Now, for the practical question. So, what do you do? How do you respond to this battle? Here are a couple of things.

Lament. As you find yourself in the midst of this battle with sin, this wearying battle with sin, it’s good and right to lament, to express to God your grief at all of this. David and others do that often enough in the Psalms. And isn’t that what Paul is doing here?

Wretched man that I am! Who will deliver me from this body of death? 

Wouldn’t that fit in a Psalm of lament? Never minimize the evil parts of life. Lamenting fits.

Another thing that you need to do is to continue to fight those battles. As Paul wrote here, you do serve the law of God. That is who you really are. So, you fight on so that you will serve God’s law. And that is something that you can do with great optimism. You can defeat those sins and get rid of them, one by one. So, fight on. Paul will explain how to get rid of sin in the next section of his letter. So, next time we’ll look at that to see how we can battle our sins and win.

There is one more thing to mention here. And Paul gives a quick glance at this before he moves on to that next topic.

For reasons that I’m not going to go into, Paul associates the evil of his sin with his body. And that’s why he asks this question.

Who will deliver me from this body of death?

And the answer is obvious. Jesus will. And He’ll do that at the resurrection. That’s why Paul answers his own question with this.

Thanks be to God through Jesus Christ our Lord!

Some words that Paul wrote elsewhere fit here. They’re about our future resurrection bodies.

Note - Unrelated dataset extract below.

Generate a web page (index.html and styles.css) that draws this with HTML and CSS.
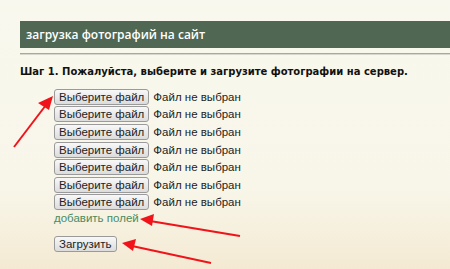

When the perishable puts on the imperishable, and the mortal puts on immortality, then shall come to pass the saying that is written:
“Death is swallowed up in victory.”
O death, where is your victory? O death, where is your sting?”
The sting of death is sin, and the power of sin is the law. But thanks be to God, who gives us the victory through our Lord Jesus Christ. 1 Corinthians 15:54-57

All this will happen at the resurrection. This is when we will enjoy the victorious Christian life. This is when there will be no more sin to battle. No more suffering. No more losing to sin. No more weariness. So, another thing for you to do is to work to develop and pray for a lively hope in the age to come. As that hope develops in you, you will be able to keep fighting this battle. It is the hope of the resurrection that will keep you going.